<<<<
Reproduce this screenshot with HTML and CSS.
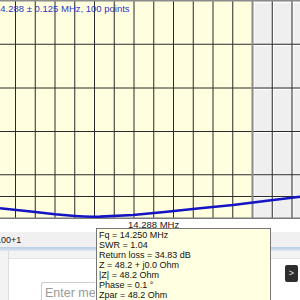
FILE: index.html
```html
<!DOCTYPE html>
<html>
<head>
<meta charset="utf-8">
<link rel="stylesheet" href="styles.css">
</head>
<body>
<div class="app">
  <div class="chart">
    <svg class="plot" width="300" height="219" viewBox="0 0 300 219">
      <rect x="0" y="0" width="252" height="219" fill="#ffffe0"/>
      <rect x="252" y="0" width="48" height="219" fill="#efefef"/>
      <g stroke="#ffffff" stroke-width="1">
        <line x1="254" y1="0" x2="254" y2="219"/>
        <line x1="273.5" y1="0" x2="273.5" y2="219"/>
        <line x1="293" y1="0" x2="293" y2="219"/>
        <line x1="252" y1="2.5" x2="300" y2="2.5"/>
        <line x1="252" y1="45.5" x2="300" y2="45.5"/>
        <line x1="252" y1="89.5" x2="300" y2="89.5"/>
        <line x1="252" y1="132.5" x2="300" y2="132.5"/>
        <line x1="252" y1="175.5" x2="300" y2="175.5"/>
        <line x1="252" y1="197.5" x2="300" y2="197.5"/>
      </g>
      <g stroke="#2a2a2a" stroke-width="1">
        <line x1="15.5" y1="0" x2="15.5" y2="219"/>
        <line x1="35.25" y1="0" x2="35.25" y2="219"/>
        <line x1="55" y1="0" x2="55" y2="219"/>
        <line x1="74.75" y1="0" x2="74.75" y2="219"/>
        <line x1="94.5" y1="0" x2="94.5" y2="219"/>
        <line x1="114.25" y1="0" x2="114.25" y2="219"/>
        <line x1="134" y1="0" x2="134" y2="219"/>
        <line x1="153.75" y1="0" x2="153.75" y2="219"/>
        <line x1="173.5" y1="0" x2="173.5" y2="219"/>
        <line x1="193.25" y1="0" x2="193.25" y2="219"/>
        <line x1="213" y1="0" x2="213" y2="219"/>
        <line x1="232.75" y1="0" x2="232.75" y2="219"/>
        <line x1="272.25" y1="0" x2="272.25" y2="219"/>
        <line x1="292" y1="0" x2="292" y2="219"/>
        <line x1="0" y1="44.25" x2="300" y2="44.25"/>
        <line x1="0" y1="88" x2="300" y2="88"/>
        <line x1="0" y1="131.5" x2="300" y2="131.5"/>
        <line x1="0" y1="174.75" x2="300" y2="174.75"/>
        <line x1="0" y1="196.5" x2="300" y2="196.5"/>
      </g>
      <line x1="252.5" y1="0" x2="252.5" y2="219" stroke="#8a8a8a" stroke-width="2"/>
      <rect x="0" y="0" width="300" height="1.5" fill="#8c8c8c"/>
      <line x1="0" y1="218.25" x2="300" y2="218.25" stroke="#7a7a7a" stroke-width="1.5"/>
      <path d="M0 208.3 L33 211.7 L55 214.3 L75 216 C83 216.6 92 216.8 100 216.6 L133 215 L167 211.7 L200 208.3 L233 205 L267 200.7 L300 196.7" fill="none" stroke="#1414c4" stroke-width="2.6" stroke-linejoin="round"/>
    </svg>
    <div class="range">14.288 ± 0.125 MHz, 100 points</div>
  </div>
  <div class="axis-label">14.288 MHz</div>
  <div class="status">100+1</div>
  <div class="divider"></div>
  <div class="chat">
    <div class="chat-side"></div>
    <div class="chat-main">
      <div class="chat-head"></div>
      <div class="send-row"><span class="send-btn">&gt;</span></div>
      <div class="input-row"><div class="msg-input">Enter mes</div></div>
    </div>
  </div>
  <div class="tooltip">
    <div>Fq = 14.250 MHz</div>
    <div>SWR = 1.04</div>
    <div>Return loss = 34.83 dB</div>
    <div>Z = 48.2 + j0.0 Ohm</div>
    <div>|Z| = 48.2 Ohm</div>
    <div>Phase = 0.1 °</div>
    <div>Zpar = 48.2 Ohm</div>
  </div>
</div>
</body>
</html>
```
FILE: styles.css
```css
* { box-sizing: border-box; }
html, body { margin: 0; padding: 0; }
body {
  width: 300px;
  height: 300px;
  overflow: hidden;
  font-family: "Liberation Sans", Arial, sans-serif;
  background: #ffffff;
}
.app {
  position: relative;
  width: 300px;
  height: 300px;
  overflow: hidden;
  display: flex;
  flex-direction: column;
}
.chart {
  position: relative;
  height: 219px;
  flex: none;
}
.plot { display: block; }
.range {
  position: absolute;
  left: -5px;
  top: 3px;
  font-size: 9.5px;
  line-height: 12px;
  color: #3434c8;
  white-space: nowrap;
}
.axis-label {
  height: 13px;
  flex: none;
  padding-left: 128px;
  font-size: 9.5px;
  line-height: 12px;
  color: #1a1a1a;
}
.status {
  height: 15px;
  flex: none;
  background: #f0f0f0;
  font-size: 9px;
  line-height: 14px;
  padding-top: 1px;
  color: #1a1a1a;
  margin-left: -4px;
}
.divider {
  height: 4px;
  flex: none;
  background: linear-gradient(#b9cde3, #dce6f0);
}
.chat {
  flex: 1;
  display: flex;
  background: #f0f0f0;
}
.chat-side {
  width: 9px;
  flex: none;
  background: #f3f3f3;
  border-right: 1px solid #dcdcdc;
}
.chat-main {
  flex: 1;
  display: flex;
  flex-direction: column;
  background: #ffffff;
}
.chat-head {
  height: 8px;
  background: #f4f4f4;
  border-bottom: 1px solid #e2e2e2;
}
.send-row {
  display: flex;
  justify-content: flex-end;
  padding-top: 6px;
  padding-right: 2px;
}
.send-btn {
  width: 13px;
  height: 17px;
  background: #2e2e2e;
  border-radius: 2px;
  color: #e8e8e8;
  font-size: 9px;
  line-height: 17px;
  text-align: center;
}
.input-row {
  padding-left: 32px;
}
.msg-input {
  width: 54px;
  height: 24px;
  border: 1px solid #cfcfcf;
  border-right: none;
  border-radius: 3px 0 0 3px;
  font-size: 12.5px;
  line-height: 20px;
  padding-left: 3px;
  color: #9a9a9a;
  white-space: nowrap;
  overflow: hidden;
}
.tooltip {
  position: absolute;
  left: 96px;
  top: 228px;
  width: 175px;
  height: 90px;
  background: #ffffe1;
  border: 1px solid #767676;
  padding: 1px 2px;
  font-size: 9px;
  line-height: 10px;
  color: #111111;
}
```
>>>>
**WHAT THE TASK ASKS**. Do not copy the pictures, but repeat every line exactly.

**THE ANSWER**.
Reproduce this screenshot with HTML and CSS.
FILE: index.html
```html
<!DOCTYPE html>
<html>
<head>
<meta charset="utf-8">
<link rel="stylesheet" href="styles.css">
</head>
<body>
<div class="app">
  <div class="chart">
    <svg class="plot" width="300" height="219" viewBox="0 0 300 219">
      <rect x="0" y="0" width="252" height="219" fill="#ffffe0"/>
      <rect x="252" y="0" width="48" height="219" fill="#efefef"/>
      <g stroke="#ffffff" stroke-width="1">
        <line x1="254" y1="0" x2="254" y2="219"/>
        <line x1="273.5" y1="0" x2="273.5" y2="219"/>
        <line x1="293" y1="0" x2="293" y2="219"/>
        <line x1="252" y1="2.5" x2="300" y2="2.5"/>
        <line x1="252" y1="45.5" x2="300" y2="45.5"/>
        <line x1="252" y1="89.5" x2="300" y2="89.5"/>
        <line x1="252" y1="132.5" x2="300" y2="132.5"/>
        <line x1="252" y1="175.5" x2="300" y2="175.5"/>
        <line x1="252" y1="197.5" x2="300" y2="197.5"/>
      </g>
      <g stroke="#2a2a2a" stroke-width="1">
        <line x1="15.5" y1="0" x2="15.5" y2="219"/>
        <line x1="35.25" y1="0" x2="35.25" y2="219"/>
        <line x1="55" y1="0" x2="55" y2="219"/>
        <line x1="74.75" y1="0" x2="74.75" y2="219"/>
        <line x1="94.5" y1="0" x2="94.5" y2="219"/>
        <line x1="114.25" y1="0" x2="114.25" y2="219"/>
        <line x1="134" y1="0" x2="134" y2="219"/>
        <line x1="153.75" y1="0" x2="153.75" y2="219"/>
        <line x1="173.5" y1="0" x2="173.5" y2="219"/>
        <line x1="193.25" y1="0" x2="193.25" y2="219"/>
        <line x1="213" y1="0" x2="213" y2="219"/>
        <line x1="232.75" y1="0" x2="232.75" y2="219"/>
        <line x1="272.25" y1="0" x2="272.25" y2="219"/>
        <line x1="292" y1="0" x2="292" y2="219"/>
        <line x1="0" y1="44.25" x2="300" y2="44.25"/>
        <line x1="0" y1="88" x2="300" y2="88"/>
        <line x1="0" y1="131.5" x2="300" y2="131.5"/>
        <line x1="0" y1="174.75" x2="300" y2="174.75"/>
        <line x1="0" y1="196.5" x2="300" y2="196.5"/>
      </g>
      <line x1="252.5" y1="0" x2="252.5" y2="219" stroke="#8a8a8a" stroke-width="2"/>
      <rect x="0" y="0" width="300" height="1.5" fill="#8c8c8c"/>
      <line x1="0" y1="218.25" x2="300" y2="218.25" stroke="#7a7a7a" stroke-width="1.5"/>
      <path d="M0 208.3 L33 211.7 L55 214.3 L75 216 C83 216.6 92 216.8 100 216.6 L133 215 L167 211.7 L200 208.3 L233 205 L267 200.7 L300 196.7" fill="none" stroke="#1414c4" stroke-width="2.6" stroke-linejoin="round"/>
    </svg>
    <div class="range">14.288 ± 0.125 MHz, 100 points</div>
  </div>
  <div class="axis-label">14.288 MHz</div>
  <div class="status">100+1</div>
  <div class="divider"></div>
  <div class="chat">
    <div class="chat-side"></div>
    <div class="chat-main">
      <div class="chat-head"></div>
      <div class="send-row"><span class="send-btn">&gt;</span></div>
      <div class="input-row"><div class="msg-input">Enter mes</div></div>
    </div>
  </div>
  <div class="tooltip">
    <div>Fq = 14.250 MHz</div>
    <div>SWR = 1.04</div>
    <div>Return loss = 34.83 dB</div>
    <div>Z = 48.2 + j0.0 Ohm</div>
    <div>|Z| = 48.2 Ohm</div>
    <div>Phase = 0.1 °</div>
    <div>Zpar = 48.2 Ohm</div>
  </div>
</div>
</body>
</html>
```
FILE: styles.css
```css
* { box-sizing: border-box; }
html, body { margin: 0; padding: 0; }
body {
  width: 300px;
  height: 300px;
  overflow: hidden;
  font-family: "Liberation Sans", Arial, sans-serif;
  background: #ffffff;
}
.app {
  position: relative;
  width: 300px;
  height: 300px;
  overflow: hidden;
  display: flex;
  flex-direction: column;
}
.chart {
  position: relative;
  height: 219px;
  flex: none;
}
.plot { display: block; }
.range {
  position: absolute;
  left: -5px;
  top: 3px;
  font-size: 9.5px;
  line-height: 12px;
  color: #3434c8;
  white-space: nowrap;
}
.axis-label {
  height: 13px;
  flex: none;
  padding-left: 128px;
  font-size: 9.5px;
  line-height: 12px;
  color: #1a1a1a;
}
.status {
  height: 15px;
  flex: none;
  background: #f0f0f0;
  font-size: 9px;
  line-height: 14px;
  padding-top: 1px;
  color: #1a1a1a;
  margin-left: -4px;
}
.divider {
  height: 4px;
  flex: none;
  background: linear-gradient(#b9cde3, #dce6f0);
}
.chat {
  flex: 1;
  display: flex;
  background: #f0f0f0;
}
.chat-side {
  width: 9px;
  flex: none;
  background: #f3f3f3;
  border-right: 1px solid #dcdcdc;
}
.chat-main {
  flex: 1;
  display: flex;
  flex-direction: column;
  background: #ffffff;
}
.chat-head {
  height: 8px;
  background: #f4f4f4;
  border-bottom: 1px solid #e2e2e2;
}
.send-row {
  display: flex;
  justify-content: flex-end;
  padding-top: 6px;
  padding-right: 2px;
}
.send-btn {
  width: 13px;
  height: 17px;
  background: #2e2e2e;
  border-radius: 2px;
  color: #e8e8e8;
  font-size: 9px;
  line-height: 17px;
  text-align: center;
}
.input-row {
  padding-left: 32px;
}
.msg-input {
  width: 54px;
  height: 24px;
  border: 1px solid #cfcfcf;
  border-right: none;
  border-radius: 3px 0 0 3px;
  font-size: 12.5px;
  line-height: 20px;
  padding-left: 3px;
  color: #9a9a9a;
  white-space: nowrap;
  overflow: hidden;
}
.tooltip {
  position: absolute;
  left: 96px;
  top: 228px;
  width: 175px;
  height: 90px;
  background: #ffffe1;
  border: 1px solid #767676;
  padding: 1px 2px;
  font-size: 9px;
  line-height: 10px;
  color: #111111;
}
```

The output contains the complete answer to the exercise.